## WHAT YOU HAVE TO DO
Search the listing below for the string "with" and show each line that contains it.

## PROVIDED DATA
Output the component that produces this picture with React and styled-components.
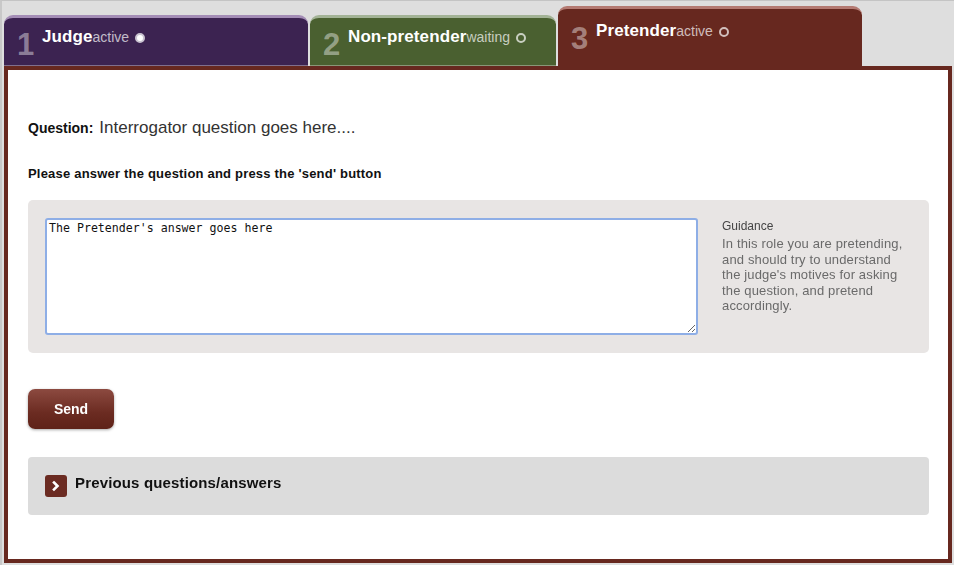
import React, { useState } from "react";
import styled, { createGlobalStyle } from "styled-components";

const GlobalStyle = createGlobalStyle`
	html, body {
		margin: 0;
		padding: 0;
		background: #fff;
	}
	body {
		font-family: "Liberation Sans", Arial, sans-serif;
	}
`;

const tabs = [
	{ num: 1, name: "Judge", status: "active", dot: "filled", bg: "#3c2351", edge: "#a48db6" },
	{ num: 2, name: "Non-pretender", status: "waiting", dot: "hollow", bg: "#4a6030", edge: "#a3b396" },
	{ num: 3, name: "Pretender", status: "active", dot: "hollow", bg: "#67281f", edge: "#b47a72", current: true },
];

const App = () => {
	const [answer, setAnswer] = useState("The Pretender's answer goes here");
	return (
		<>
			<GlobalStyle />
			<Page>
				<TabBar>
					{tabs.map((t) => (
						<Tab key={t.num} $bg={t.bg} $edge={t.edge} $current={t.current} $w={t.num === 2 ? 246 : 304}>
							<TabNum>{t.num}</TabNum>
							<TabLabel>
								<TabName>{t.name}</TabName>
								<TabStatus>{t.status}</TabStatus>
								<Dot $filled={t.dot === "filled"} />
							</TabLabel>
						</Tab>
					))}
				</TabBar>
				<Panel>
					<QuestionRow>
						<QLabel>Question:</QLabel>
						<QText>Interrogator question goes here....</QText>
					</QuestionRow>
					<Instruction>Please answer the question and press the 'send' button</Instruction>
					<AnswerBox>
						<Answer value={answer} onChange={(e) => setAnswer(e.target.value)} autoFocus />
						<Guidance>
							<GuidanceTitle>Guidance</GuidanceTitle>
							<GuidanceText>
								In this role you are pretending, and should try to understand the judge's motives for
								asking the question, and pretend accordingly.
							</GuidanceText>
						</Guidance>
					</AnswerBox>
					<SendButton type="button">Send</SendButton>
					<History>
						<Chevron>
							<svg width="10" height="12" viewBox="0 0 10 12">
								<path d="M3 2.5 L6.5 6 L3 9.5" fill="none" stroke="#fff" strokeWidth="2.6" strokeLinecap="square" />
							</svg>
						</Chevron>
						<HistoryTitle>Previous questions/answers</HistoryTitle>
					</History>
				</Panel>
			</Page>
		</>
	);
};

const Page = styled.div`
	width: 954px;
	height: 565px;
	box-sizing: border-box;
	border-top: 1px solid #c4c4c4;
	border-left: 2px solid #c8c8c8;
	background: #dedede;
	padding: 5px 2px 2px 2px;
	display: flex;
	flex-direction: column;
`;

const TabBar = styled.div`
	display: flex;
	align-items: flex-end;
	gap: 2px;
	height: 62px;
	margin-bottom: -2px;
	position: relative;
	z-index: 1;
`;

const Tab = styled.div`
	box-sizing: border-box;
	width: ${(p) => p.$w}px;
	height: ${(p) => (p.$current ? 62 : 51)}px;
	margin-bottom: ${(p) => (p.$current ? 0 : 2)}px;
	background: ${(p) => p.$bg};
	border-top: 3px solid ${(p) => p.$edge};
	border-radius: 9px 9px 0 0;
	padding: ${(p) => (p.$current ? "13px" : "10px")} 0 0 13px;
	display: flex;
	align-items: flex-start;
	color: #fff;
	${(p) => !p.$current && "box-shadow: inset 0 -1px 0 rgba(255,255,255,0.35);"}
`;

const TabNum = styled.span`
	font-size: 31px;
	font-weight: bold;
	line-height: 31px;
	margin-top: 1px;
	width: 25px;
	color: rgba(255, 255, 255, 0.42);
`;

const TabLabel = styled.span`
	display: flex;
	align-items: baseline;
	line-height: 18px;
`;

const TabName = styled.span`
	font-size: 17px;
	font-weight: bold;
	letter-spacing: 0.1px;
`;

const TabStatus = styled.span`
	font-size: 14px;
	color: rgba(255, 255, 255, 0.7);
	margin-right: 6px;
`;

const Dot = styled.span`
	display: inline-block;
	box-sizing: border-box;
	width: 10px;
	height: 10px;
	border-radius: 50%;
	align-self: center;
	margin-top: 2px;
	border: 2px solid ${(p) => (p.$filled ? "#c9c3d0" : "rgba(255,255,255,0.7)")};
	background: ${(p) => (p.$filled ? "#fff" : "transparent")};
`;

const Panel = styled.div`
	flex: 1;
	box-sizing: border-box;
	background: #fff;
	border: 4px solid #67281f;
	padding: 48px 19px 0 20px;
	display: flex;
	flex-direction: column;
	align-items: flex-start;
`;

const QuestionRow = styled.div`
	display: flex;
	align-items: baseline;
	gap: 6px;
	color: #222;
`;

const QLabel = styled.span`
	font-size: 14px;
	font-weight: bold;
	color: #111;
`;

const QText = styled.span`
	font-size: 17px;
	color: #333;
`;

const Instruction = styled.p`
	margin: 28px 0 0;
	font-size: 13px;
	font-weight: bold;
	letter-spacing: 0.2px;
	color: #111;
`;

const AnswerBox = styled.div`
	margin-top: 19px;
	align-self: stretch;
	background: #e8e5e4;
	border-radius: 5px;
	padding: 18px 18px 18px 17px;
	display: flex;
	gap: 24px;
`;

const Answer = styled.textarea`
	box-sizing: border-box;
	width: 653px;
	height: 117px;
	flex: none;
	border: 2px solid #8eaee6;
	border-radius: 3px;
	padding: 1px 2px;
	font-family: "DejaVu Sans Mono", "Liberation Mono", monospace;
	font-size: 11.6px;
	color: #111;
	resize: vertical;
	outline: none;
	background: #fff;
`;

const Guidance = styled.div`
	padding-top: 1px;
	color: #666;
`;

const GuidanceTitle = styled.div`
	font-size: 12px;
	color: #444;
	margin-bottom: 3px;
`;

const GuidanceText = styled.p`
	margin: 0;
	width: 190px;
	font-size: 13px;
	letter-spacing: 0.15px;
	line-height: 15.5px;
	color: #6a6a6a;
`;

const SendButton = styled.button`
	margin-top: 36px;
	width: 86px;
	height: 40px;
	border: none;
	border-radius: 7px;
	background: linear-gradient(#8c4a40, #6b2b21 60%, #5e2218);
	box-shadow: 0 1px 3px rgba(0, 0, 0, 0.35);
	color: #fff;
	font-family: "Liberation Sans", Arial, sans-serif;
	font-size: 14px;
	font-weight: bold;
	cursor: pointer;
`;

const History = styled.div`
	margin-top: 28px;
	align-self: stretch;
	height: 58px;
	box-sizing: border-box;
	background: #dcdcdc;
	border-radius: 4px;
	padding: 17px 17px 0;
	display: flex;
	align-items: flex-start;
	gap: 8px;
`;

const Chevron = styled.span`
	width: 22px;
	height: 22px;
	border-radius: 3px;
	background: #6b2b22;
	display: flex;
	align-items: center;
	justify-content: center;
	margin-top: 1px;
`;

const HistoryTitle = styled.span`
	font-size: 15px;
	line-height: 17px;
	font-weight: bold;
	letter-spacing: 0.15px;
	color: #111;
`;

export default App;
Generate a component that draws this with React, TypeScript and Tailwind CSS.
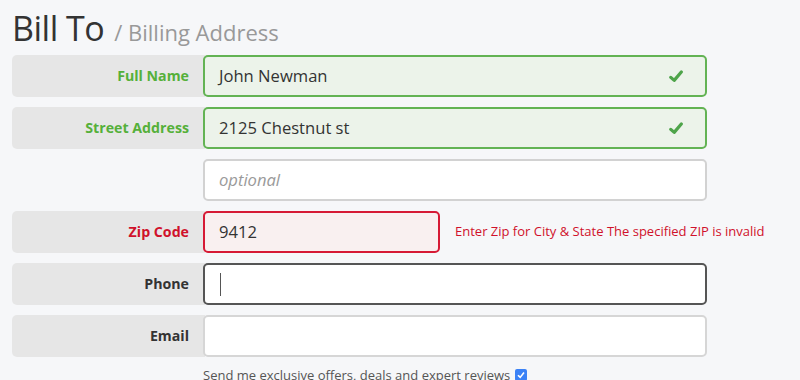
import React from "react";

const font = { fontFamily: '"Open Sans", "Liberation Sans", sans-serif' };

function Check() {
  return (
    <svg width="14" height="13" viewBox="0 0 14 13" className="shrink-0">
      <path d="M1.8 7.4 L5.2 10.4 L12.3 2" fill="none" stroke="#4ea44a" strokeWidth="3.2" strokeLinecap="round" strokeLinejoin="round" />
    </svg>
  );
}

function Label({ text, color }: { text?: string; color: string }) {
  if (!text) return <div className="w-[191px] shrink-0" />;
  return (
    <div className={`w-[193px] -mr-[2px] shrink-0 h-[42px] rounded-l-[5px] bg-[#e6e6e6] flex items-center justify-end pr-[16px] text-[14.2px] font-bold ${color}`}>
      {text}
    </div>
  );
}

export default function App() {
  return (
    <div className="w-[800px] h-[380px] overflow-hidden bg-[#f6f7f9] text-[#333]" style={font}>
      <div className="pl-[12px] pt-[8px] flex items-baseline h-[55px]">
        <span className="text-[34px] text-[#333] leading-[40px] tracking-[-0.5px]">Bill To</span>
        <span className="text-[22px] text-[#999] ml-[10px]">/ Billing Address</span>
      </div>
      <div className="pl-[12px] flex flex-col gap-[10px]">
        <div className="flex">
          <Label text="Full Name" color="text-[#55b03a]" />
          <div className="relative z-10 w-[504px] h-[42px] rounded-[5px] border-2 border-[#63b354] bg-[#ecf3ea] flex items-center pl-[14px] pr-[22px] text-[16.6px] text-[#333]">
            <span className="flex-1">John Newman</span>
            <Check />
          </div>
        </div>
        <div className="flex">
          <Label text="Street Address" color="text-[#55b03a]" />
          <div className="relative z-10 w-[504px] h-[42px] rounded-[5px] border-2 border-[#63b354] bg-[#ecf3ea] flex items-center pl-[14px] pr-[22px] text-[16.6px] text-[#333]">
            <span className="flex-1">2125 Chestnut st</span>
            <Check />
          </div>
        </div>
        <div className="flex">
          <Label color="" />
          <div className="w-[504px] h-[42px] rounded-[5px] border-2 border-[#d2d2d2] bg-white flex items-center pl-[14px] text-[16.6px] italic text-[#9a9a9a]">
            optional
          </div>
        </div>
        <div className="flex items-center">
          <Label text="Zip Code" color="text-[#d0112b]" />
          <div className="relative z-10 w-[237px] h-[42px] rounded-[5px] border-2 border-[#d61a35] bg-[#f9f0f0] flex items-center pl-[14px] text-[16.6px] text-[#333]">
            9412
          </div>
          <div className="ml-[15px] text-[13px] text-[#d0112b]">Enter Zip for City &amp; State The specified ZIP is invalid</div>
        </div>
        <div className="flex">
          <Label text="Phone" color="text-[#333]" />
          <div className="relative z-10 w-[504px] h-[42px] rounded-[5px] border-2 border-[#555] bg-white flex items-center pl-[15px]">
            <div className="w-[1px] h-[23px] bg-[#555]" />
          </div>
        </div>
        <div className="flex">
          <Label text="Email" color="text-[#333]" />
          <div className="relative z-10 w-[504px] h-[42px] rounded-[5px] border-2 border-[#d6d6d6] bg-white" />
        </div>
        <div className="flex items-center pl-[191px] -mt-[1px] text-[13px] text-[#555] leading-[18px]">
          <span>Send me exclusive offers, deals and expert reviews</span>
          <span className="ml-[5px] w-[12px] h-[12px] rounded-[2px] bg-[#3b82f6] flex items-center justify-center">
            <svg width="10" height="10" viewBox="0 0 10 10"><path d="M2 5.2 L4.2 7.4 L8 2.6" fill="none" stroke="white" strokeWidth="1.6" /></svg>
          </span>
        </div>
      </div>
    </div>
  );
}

## SOLUTION FOR THIS TASK
Output the component that produces this picture with React and styled-components.
Generate a component that draws this with React, TypeScript and Tailwind CSS.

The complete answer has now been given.